The story of how David Bowie first discovered Bob Dylan and John Lee Hooker: “In the bins”

In 1963, Bob Dylan released his second LP, The Freewheelin’ Bob Dylan, a collection of soon-to-be classics that chronicled the ongoing political upheaval in the United States alongside timeless love ballads, and that same year, David Bowie was 16 years old, working as a junior commercial artist at an advertising agency in London, with aspirations of becoming a pop star.

Bowie had formed his first band, the Konrads, the year prior, playing guitar-driven rock ‘n’ roll at local gigs. His sonic aspirations began to outweigh his bandmates’ own, and, simultaneously, his musical repertoire was expanding. Working at the advertising agency, Bowie’s boss introduced him to new worlds of musicians and genres that would change Bowie’s perception of music forever, with two artists, especially, having a particular effect on the then-burgeoning musician.

“My immediate boss, Ian, a groovy modernist with Gerry Mulligan-style short crop haircut and Chelsea boots, was very encouraging about my passion for music,” Bowie recounted to Vanity Fair in 2003, “something he and I both shared, and used to send me on errands to Dobell’s Jazz record shop on Charing Cross Road.”

Bowie would spend hours of his shift scouring the records for hidden treasures.

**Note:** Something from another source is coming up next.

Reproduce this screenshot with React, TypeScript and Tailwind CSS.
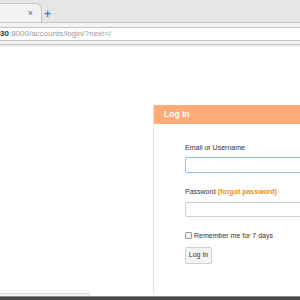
export default function App() {
  return (
    <div className="flex h-[300px] w-[300px] flex-col overflow-hidden bg-white font-['Liberation_Sans',Arial,sans-serif]">
      {/* tab strip */}
      <div className="relative h-[22px] shrink-0 bg-[#e6e6e6]">
        <div className="absolute left-0 top-[3px] flex h-[19px] w-[42px] items-center justify-end rounded-tr-[6px] border-r border-t border-[#c4c4c4] bg-[#f2f2f2] pr-[8px]">
          <span className="text-[9px] leading-none text-[#666]">×</span>
        </div>
        <span className="absolute left-[44px] top-[8px] text-[12px] font-bold leading-none text-[#3d7fd1]">+</span>
      </div>
      {/* toolbar */}
      <div className="flex h-[22px] shrink-0 flex-col justify-center border-t border-[#c8c8c8] bg-[#f2f2f2]">
        <div className="flex h-[14px] items-center border-y border-[#c4c4c4] bg-white text-[8px] leading-none">
          <span className="font-bold text-[#333]">30</span>
          <span className="text-[#999]">:8000/accounts/login/?next=/</span>
        </div>
      </div>
      <div className="h-[4px] shrink-0 border-t border-[#c8c8c8] bg-gradient-to-b from-[#e8e8e8] to-white" />
      {/* page */}
      <div className="flex flex-1 flex-col">
        <div className="ml-[153px] mt-[57px] flex flex-1 flex-col border-l border-[#e2e2e2]">
          <div className="flex h-[19px] items-center bg-[#ffaa77] pl-[10px]">
            <span className="text-[8.5px] font-bold text-white">Log In</span>
          </div>
          <div className="flex flex-col pl-[31px] pt-[20px] text-[7px] text-[#333]">
            <label className="leading-none">Email or Username</label>
            <div className="mt-[6px] h-[16px] w-[140px] rounded-[2px] border border-[#8ec0ec] bg-white" />
            <div className="mt-[15px] leading-none">
              Password <span className="font-bold text-[#f28a1c]">(forgot password)</span>
            </div>
            <div className="mt-[7px] h-[15px] w-[140px] rounded-[2px] border border-[#cfcfcf] bg-white" />
            <div className="mt-[15px] flex items-center gap-[2px] leading-none">
              <span className="h-[7px] w-[7px] rounded-[1px] border border-[#999] bg-[#f4f4f4]" />
              <span>Remember me for 7 days</span>
            </div>
            <button className="mt-[8px] flex h-[17px] w-[27px] items-center justify-center rounded-[2px] border border-[#cfcfcf] bg-[#f3f3f3] text-[7px] text-[#333]">
              Log In
            </button>
          </div>
        </div>
        <div className="h-[3px] w-[90px] border-r border-t border-[#dcdcdc] bg-[#f4f4f4]" />
      </div>
      <div className="h-[4px] shrink-0 border-t border-[#888] bg-[#4a4a48]" />
    </div>
  );
}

Once, the mysterious Ian sent Bowie on an assignment: to acquire two copies of Blues legend John Lee Hooker’s Tupelo Blues. 

“Ian had sent me there to get him a John Lee Hooker release and advised me to pick up a copy for myself, as it was so wonderful,” Bowie recalled. “Within weeks, my pal George Underwood and I had changed the name of our little R&B outfit to the Hooker Brothers,” and the two musicians began performing the title track during their live sets.

Dolbell’s Jazz and Folk Record Shop also blessed Bowie with another fateful discovery: “It was there, in the ‘bins’, that I found Bob Dylan’s first album,” the musician revealed, referring to Dylan’s self-titled 1962 LP. Of Dylan’s collection of traditional folk songs, his rendition of ‘House of the Rising Sun’ resonated with Bowie the most, and he adopted it into his and Underwood’s live repertoire, too.

Bob Dylan performing at the Olympia - 1966
Credit: Far Out / Roger Pic / Bibliothèque nationale de France

“We added drums to ‘House,’ thinking we’d made some kind of musical breakthrough,” he remembered, “and were understandably gutted when the Animals released the song to stupendous reaction.” Indeed, the Animals’ 1964 single ‘The House of the Rising Sun’, led by singer Eric Burdon’s haunting vocals, was a sensation of the British invasion era, albeit a surprise one, recorded in just one take.

Bowie continued to clarify: “Mind you, we had played our version live only twice, in tiny clubs south of the river Thames, in front of 40 or so people, none of whom was an Animal. No nicking, then!”

Bowie has continually sung Dylan’s praises – both figuratively and literally, writing songs in the folk legend’s honour and performing his own renditions of Dylan’s classics. “His writing, his song’s texts, leave me speechless,” Bowie said in 1997. Notably, the aptly-titled ‘A Song for Bob Dylan’ appeared on Bowie’s 1971 album Hunky Dory, in reference to Dylan’s ‘Song to Woody’. “Now, hear this, Robert Zimmerman, I wrote a song for you,” Bowie declares.

“Even though the song isn’t one of the most important on the album, it represented for me what the album was all about,” Bowie told Melody Maker in 1976. “If there wasn’t someone who was going to use rock ‘n’ roll, then I’d do it.”

With Tupelo Blues making it on Bowie’s list of his 25 favourite albums, the significance of Hooker’s album, with his electric guitar-style interpretation of Delta blues and his virtuosity with his instrument, continued to resonate from Bowie’s youth to adulthood, surely bringing him back to his time as a young musician aspiring to make art with such a timelessness, all thanks to a chance artist job that would alter his perspective.